But these days, clotheslines lovers are fighting back, Mr. Lake said. At least 19 states (including California, where I live) protect a “right to dry” with laws that prevent municipalities and homeowners’ associations from outlawing laundry lines.
It’s sad that clotheslines have become a cause of community disputes, because laundry used to connect neighbors, said museum curator Lissa Rivera. Digging through the archives of the Museum of the City of New York, Ms. Rivera recently discovered a trove of early 20th-century photos of clotheslines crisscrossed above courtyards. “Those clotheslines were a way of knowing your neighbors, because you would have to make arrangements to share a line,” she said.

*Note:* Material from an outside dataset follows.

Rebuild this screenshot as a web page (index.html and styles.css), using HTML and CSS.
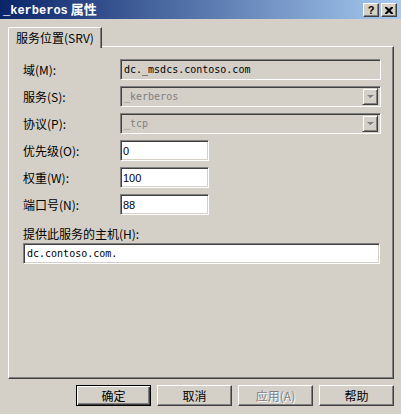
FILE: index.html
```html
<!DOCTYPE html>
<html lang="zh-CN">
<head>
<meta charset="utf-8">
<title>_kerberos 属性</title>
<link rel="stylesheet" href="styles.css">
</head>
<body>
<div class="window">
  <div class="titlebar">
    <span class="title"><span class="mono">_kerberos</span> 属性</span>
    <div class="tbtns">
      <span class="tbtn help">?</span>
      <span class="tbtn close">
        <svg width="8" height="7" viewBox="0 0 8 7"><path d="M0 0h2l2 2 2-2h2v1l-2.5 2.5L8 6v1H6L4 5 2 7H0V6l2.5-2.5L0 1z" fill="#000"/></svg>
      </span>
    </div>
  </div>
  <div class="content">
    <div class="tabs">
      <div class="tab">服务位置(SRV)</div>
    </div>
    <div class="panel">
      <div class="row">
        <span class="label">域(M):</span>
        <div class="field ro wide"><span class="mono">dc._msdcs.contoso.com</span></div>
      </div>
      <div class="row">
        <span class="label">服务(S):</span>
        <div class="field ro wide combo"><span class="mono dis">_kerberos</span><span class="dd"><svg width="7" height="5" viewBox="0 0 7 5"><path d="M1 1h6L4 4z" fill="#fff"/><path d="M0 0h7L3.5 3.5z" fill="#808080"/></svg></span></div>
      </div>
      <div class="row">
        <span class="label">协议(P):</span>
        <div class="field ro wide combo"><span class="mono dis">_tcp</span><span class="dd"><svg width="7" height="5" viewBox="0 0 7 5"><path d="M1 1h6L4 4z" fill="#fff"/><path d="M0 0h7L3.5 3.5z" fill="#808080"/></svg></span></div>
      </div>
      <div class="row">
        <span class="label">优先级(O):</span>
        <div class="field short"><span class="num">0</span></div>
      </div>
      <div class="row">
        <span class="label">权重(W):</span>
        <div class="field short"><span class="num">100</span></div>
      </div>
      <div class="row">
        <span class="label">端口号(N):</span>
        <div class="field short"><span class="num">88</span></div>
      </div>
      <div class="host">
        <span class="label">提供此服务的主机(H):</span>
        <div class="field full"><span class="mono">dc.contoso.com.</span></div>
      </div>
    </div>
    <div class="buttons">
      <div class="btn default"><span>确定</span></div>
      <div class="btn"><span>取消</span></div>
      <div class="btn disabled"><span>应用(A)</span></div>
      <div class="btn"><span>帮助</span></div>
    </div>
  </div>
</div>
</body>
</html>
```

FILE: styles.css
```css
html, body {
  margin: 0;
  padding: 0;
  background: #d4d0c8;
}
.window {
  width: 401px;
  height: 414px;
  background: #d4d0c8;
  font-family: "Noto Sans CJK SC", sans-serif;
  font-size: 12px;
  color: #000;
  overflow: hidden;
}
.titlebar {
  height: 19px;
  background: linear-gradient(to right, #0a246a, #a6caf0);
  display: flex;
  align-items: center;
  justify-content: space-between;
  padding: 0 4px 0 3px;
}
.title {
  color: #fff;
  font-weight: bold;
  font-size: 13px;
  line-height: 19px;
}
.title .mono {
  font-family: "Liberation Mono", monospace;
  font-size: 12px;
}
.tbtns {
  display: flex;
  gap: 2px;
  padding-top: 1px;
}
.tbtn {
  width: 16px;
  height: 14px;
  box-sizing: border-box;
  background: #d4d0c8;
  border-top: 1px solid #fff;
  border-left: 1px solid #fff;
  border-right: 1px solid #404040;
  border-bottom: 1px solid #404040;
  box-shadow: inset -1px -1px 0 #808080;
  display: flex;
  align-items: center;
  justify-content: center;
  font-family: "Liberation Sans", sans-serif;
  font-weight: bold;
  font-size: 11px;
  line-height: 12px;
}
.content {
  padding: 8px 7px 0 8px;
}
.tabs {
  display: flex;
  height: 20px;
  position: relative;
  z-index: 1;
  margin-bottom: -1px;
}
.tab {
  width: 94px;
  height: 21px;
  box-sizing: border-box;
  background: #d4d0c8;
  border-top: 1px solid #fff;
  border-left: 1px solid #fff;
  border-right: 1px solid #404040;
  border-top-left-radius: 2px;
  box-shadow: inset -1px 0 0 #808080;
  padding: 1px 0 0 7px;
  line-height: 17px;
  white-space: nowrap;
}
.panel {
  height: 333px;
  box-sizing: border-box;
  border-top: 1px solid #fff;
  border-left: 1px solid #fff;
  border-right: 1px solid #404040;
  border-bottom: 1px solid #404040;
  box-shadow: inset -1px -1px 0 #808080;
  padding: 12px 12px 0 14px;
  display: flex;
  flex-direction: column;
  gap: 6px;
}
.row {
  display: flex;
  align-items: center;
  height: 21px;
}
.label {
  width: 97px;
  flex: none;
  white-space: nowrap;
  line-height: 14px;
}
.field {
  height: 21px;
  box-sizing: border-box;
  background: #fff;
  border-top: 1px solid #808080;
  border-left: 1px solid #808080;
  border-right: 1px solid #fff;
  border-bottom: 1px solid #fff;
  box-shadow: inset 1px 1px 0 #404040, inset -1px -1px 0 #d4d0c8;
  display: flex;
  align-items: center;
  padding: 0 3px;
}
.field.ro {
  background: #d4d0c8;
}
.wide {
  flex: 1;
}
.short {
  width: 89px;
  padding: 0 2px;
}
.full {
  width: 357px;
}
.combo {
  justify-content: space-between;
  padding-right: 2px;
}
.dd {
  width: 16px;
  height: 17px;
  box-sizing: border-box;
  border-top: 1px solid #d4d0c8;
  border-left: 1px solid #d4d0c8;
  border-right: 1px solid #404040;
  border-bottom: 1px solid #404040;
  box-shadow: inset 1px 1px 0 #fff, inset -1px -1px 0 #808080;
  display: flex;
  align-items: center;
  justify-content: center;
  padding-top: 1px;
}
.mono {
  font-family: "DejaVu Sans Mono", monospace;
  font-size: 10px;
  letter-spacing: 0;
}
.dis {
  color: #808080;
}
.num {
  font-family: "Liberation Sans", sans-serif;
  font-size: 11px;
}
.host {
  display: flex;
  flex-direction: column;
  gap: 2px;
  margin-top: 6px;
}
.host .label {
  width: auto;
}
.buttons {
  display: flex;
  justify-content: flex-end;
  gap: 6px;
  margin-top: 6px;
}
.btn {
  width: 75px;
  height: 21px;
  box-sizing: border-box;
  background: #d4d0c8;
  border-top: 1px solid #fff;
  border-left: 1px solid #fff;
  border-right: 1px solid #404040;
  border-bottom: 1px solid #404040;
  box-shadow: inset -1px -1px 0 #808080;
  display: flex;
  align-items: center;
  justify-content: center;
  line-height: 14px;
}
.btn.default {
  border: 1px solid #000;
  box-shadow: inset 1px 1px 0 #fff, inset -1px -1px 0 #404040, inset -2px -2px 0 #808080;
}
.btn.disabled {
  color: #808080;
  text-shadow: 1px 1px 0 #fff;
}
```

Wow. Unbelievable. People in California are having to fight for a right to dry. That makes me so sad.
My grandmother continues to air-dry laundry on her clothesline. To this day. She rarely uses her actual machine dryer. I never really thought much about the clothesline culture until after reading this story. I figured many still do it, but I suppose it’s dwindling. I mean, hanging clothes up to dry outside is a seriously zen exercise. It’s good for the planet. But, the best part about it? Your clothes will last longer. They won’t fall apart as fast.
But, what a tragedy to see homeowners associations are wasting breadth, fighting over this. Of all the things they should be debating amongst themselves — HOA’s are getting upset over clotheslines? What the fuck. Let people air-dry their clothes.